Started work on adding debconf support to the ampy package as a simple way to ensure there is a usable user right from the start without hardcoding one.

24

Oct

2017

Updated the AMP user UI to allow users to view/modify their own details, which required changing the way permissions were tested in a few places to properly control access. Tidied up some of the modal dialogs to properly update the different parts of the form in response to user input, hopefully making it easy to see what needs to be fixed/completed before the form can be submitted.

Spent some time tidying up the source for the BGP router and trying to make sure that the style is consistent across all the source files. Also ran some static analysis/lint tools over the source to help make sure we are being sensible.

24

Oct

2017

Expanded the new AMP user management interface to allow different roles to be given to each user, splitting the ability to view configuration from being able to edit it. Added and tested all the backend parts required to make the user management work - add/remove/modify/etc users. Updated each of the front end components to expect the correct level of permissions.

Continued to work on the BGP design document taking some feedback into account.

Started organising the BGP code into a more sensible looking module with tests and code in standard locations. Spent a lot of time getting the test setup working properly when run from setup.py. It appears that the default setuptools test loader wants to treat every single file as a test rather than just those that match the documented filter, so this had to be changed to exclude non-test files.

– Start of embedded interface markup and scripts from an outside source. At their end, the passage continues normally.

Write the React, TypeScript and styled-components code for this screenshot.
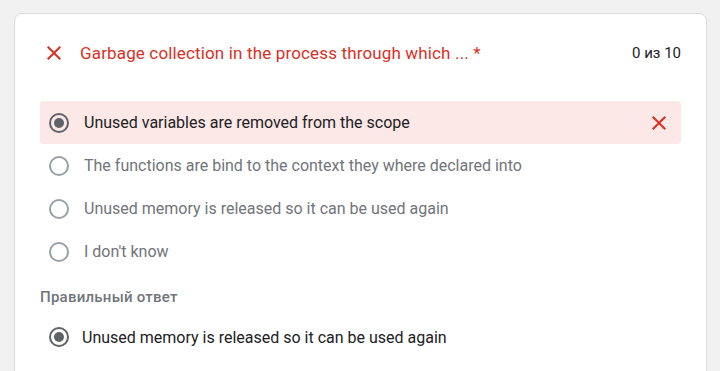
import React from 'react';
import styled, {createGlobalStyle} from "styled-components";

const GlobalStyle = createGlobalStyle`
    html, body {
        margin: 0;
        padding: 0;
        background: #f1f1f1;
        font-family: Roboto, "Noto Sans", Arial, sans-serif;
    }
`

type OptionType = {
    text: string
    selected?: boolean
    wrong?: boolean
}

const options: OptionType[] = [
    {text: "Unused variables are removed from the scope", selected: true, wrong: true},
    {text: "The functions are bind to the context they where declared into"},
    {text: "Unused memory is released so it can be used again"},
    {text: "I don't know"},
]

const Cross = ({size = 24}: { size?: number }) => (
    <svg width={size} height={size} viewBox="0 0 24 24" fill="#d93025">
        <path d="M19 6.41 17.59 5 12 10.59 6.41 5 5 6.41 10.59 12 5 17.59 6.41 19 12 13.41 17.59 19 19 17.59 13.41 12z"/>
    </svg>
)

const Radio = ({checked}: { checked?: boolean }) => (
    <RadioCircle $checked={checked}>
        {checked && <RadioDot/>}
    </RadioCircle>
)

export default function App() {
    return (
        <Page>
            <GlobalStyle/>
            <Card>
                <Header>
                    <HeaderIcon><Cross/></HeaderIcon>
                    <Title>Garbage collection in the process through which ... *</Title>
                    <Score>0 из 10</Score>
                </Header>

                <Options>
                    {options.map((o) => (
                        <Option key={o.text} $wrong={o.wrong}>
                            <Radio checked={o.selected}/>
                            <OptionText $selected={o.selected}>{o.text}</OptionText>
                            {o.wrong && <RowIcon><Cross/></RowIcon>}
                        </Option>
                    ))}
                </Options>

                <Correct>
                    <CorrectLabel>Правильный ответ</CorrectLabel>
                    <CorrectRow>
                        <Radio checked/>
                        <OptionText $selected>Unused memory is released so it can be used again</OptionText>
                    </CorrectRow>
                </Correct>
            </Card>
        </Page>
    );
}

const Page = styled.div`
    width: 720px;
    height: 371px;
    overflow: hidden;
    padding: 13px 13px 0 14px;
    box-sizing: border-box;
`

const Card = styled.div`
    background: #fff;
    border: 1px solid #dadce0;
    border-radius: 8px;
    padding: 24px 25px 40px 25px;
    min-height: 420px;
    box-sizing: border-box;
`

const Header = styled.div`
    display: flex;
    align-items: center;
    padding: 3px 0 0 2px;
    height: 24px;
`

const HeaderIcon = styled.div`
    display: flex;
    margin-right: 14px;
`

const Title = styled.div`
    flex: 1;
    color: #d93025;
    font-size: 17px;
    letter-spacing: 0.15px;
`

const Score = styled.div`
    color: #202124;
    font-size: 15px;
`

const Options = styled.div`
    margin-top: 36px;
    display: flex;
    flex-direction: column;
`

const Option = styled.div<{ $wrong?: boolean }>`
    display: flex;
    align-items: center;
    height: 43px;
    padding: 0 10px 0 9px;
    border-radius: 4px;
    background: ${p => p.$wrong ? "#fce8e6" : "transparent"};
`

const RadioCircle = styled.div<{ $checked?: boolean }>`
    width: 20px;
    height: 20px;
    box-sizing: border-box;
    border-radius: 50%;
    border: 2px solid ${p => p.$checked ? "#5f6368" : "#9aa0a6"};
    display: flex;
    align-items: center;
    justify-content: center;
    flex-shrink: 0;
`

const RadioDot = styled.div`
    width: 10px;
    height: 10px;
    border-radius: 50%;
    background: #5f6368;
`

const OptionText = styled.div<{ $selected?: boolean }>`
    flex: 1;
    margin-left: 15px;
    font-size: 16px;
    letter-spacing: 0;
    color: ${p => p.$selected ? "#202124" : "#70757a"};
`

const RowIcon = styled.div`
    display: flex;
`

const Correct = styled.div`
    margin-top: 14px;
`

const CorrectLabel = styled.div`
    color: #70757a;
    font-size: 15px;
    font-weight: 500;
    letter-spacing: 0.25px;
    height: 20px;
    line-height: 20px;
`

const CorrectRow = styled.div`
    display: flex;
    align-items: center;
    margin-top: 20px;
    padding-left: 9px;

    ${OptionText} {
        margin-left: 13px;
    }
`
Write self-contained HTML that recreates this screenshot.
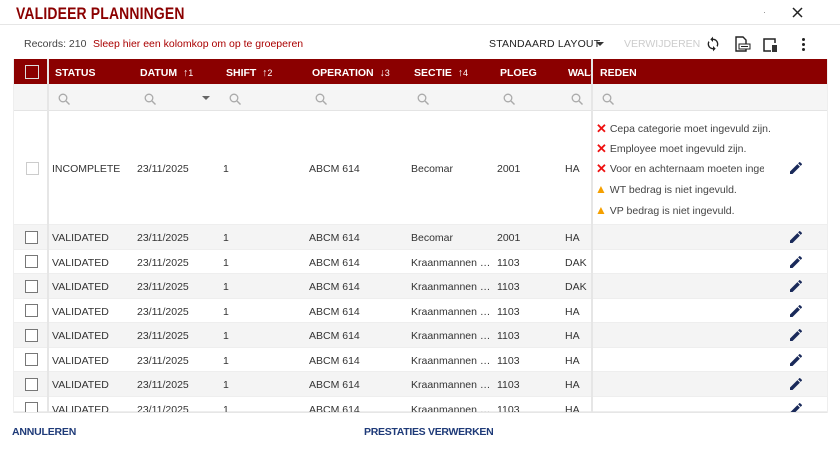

This was also complicated by the fact that the majority of the code is python3 only but some tests need supporting elements that only run in python2, and so parts need to be skipped based on the version of python being used.

24

Oct

2017

Spent most of this week working on generating email events from AMP data. Moved the user filters (configurable via the website) into the eventing database so that they can be loaded by the eventing processes and filter events in realtime. The aim is to have email alerts triggered by sensible filters in the backend rather than triggering on any group that crosses a threshold in size. The web front end does a lot of work trying to improve the quality of the event groups that I've not replicated, but host filtering and event types will now be taken into account.

Added a basic web UI to configure users so that they can have email addresses associated with them for alerting.

24

Oct

2017

Started looking into prometheus as an option for extracting useful statistics out of the BGP router. It's pretty simple to get working, though doing monitoring across multiple processes isn't as clean as I would like. Added tracking of simple route/prefix statistics to a test branch, and had a think about ways to get more detailed routing information (such as a looking glass might present) without interfering with updating routes.

Updated the pregenerated/prepackaged martians filter to include IPv6 martians.

Investigated an issue with some AMP graphs that prevents the interactive sliders from working on certain browser/OS combinations (mostly Windows). Hard to replicate. Looked like it might be an issue with out of date javascript libraries, but updating them didn't fix it. Need to find an easier way to replicate it to get any further I expect.

Spent a bit more time working on the design document from last week.

28

Sep

2017

Rewrote the prefix filtering code to use a radix trie rather than the naive list I started with. Was an interesting challenge to allow for a range of prefix matches, that might not be even close to the prefix specified in the rule itself. The new filtering is approximately 300 times faster than the old, as well as using much less memory.

Changed the format of messages passed between peer and table processes in the BGP router to allow tables to also talk to other tables. This allows filters to be applied in stages, or export routes to peers at different stages. If desired, work specific to groups of peers can all be performed at once by a single table rather than multiple times by each individual peer.

Started to write up some basic design documentation describing the current state of the BGP router, what it is capable of, and how it all fits together.

28

Sep

2017

Spent some time chasing down issues in my BIRD configuration in my BGP resiliency testbed that meant routes were being shared inappropriately between peers (missing filters, which wouldn't have been a problem except I'm also messing with settings allowing the local AS to appear). Added further peers and edge devices in different configurations to make sure that they are all properly isolated. Everything looks to be working pretty well, and enabling/disabling specific peering sessions causes the appropriate route updates. Adding a second controller to the test correctly keeps the best routes available even when one of them is unavailable.

Noticed that as the number of peers increased, the number of full route recalculations was getting large, so tried to remove some extraneous causes of updates to be sent. Often we already had enough information in a peer process to do the work without asking the table to do work as well (and possibly triggering it to send unnecessary updates to other peers). Also added a very short dampening period to updates so that many consecutive messages in a short time period only cause only a single route recalculation to occur.

Fixed a few bugs that would allow saved routes to be modified by filters, meaning the next time these routes ran through filters the results would be cumulative. Hopefully the saved raw/original routes and filtered routes for distribution are now quite separate.

28

Sep

2017

Had a very interesting chat with Perry about the BGP router project, and how I was going about trying to make it more resilient. He suggested a few ways to go about it that were much more simple than what I was planning, and also did away with the nastiness of shared state between the redundant controllers. Each controller can independently do its own thing and use BGP route selection on the managed devices to settle any differences arising.

Started setting up a test environment so that I can trial the changes made to help the BGP router more resilient to failures. It's currently a simple network using docker containers running BIRD to act as my peers/routers, with another couple running redundant instances of my code. Most of the work so far has gone into getting my edge devices running BIRD to do the right thing with the routes, importing and exporting using the correct tables to make sure they don't get inadvertently modified or shared at the wrong location.

Updated the router to better track which peers are in an active state, and to add communities to exported routes when peers are missing in order to flag the degraded state to the recipient.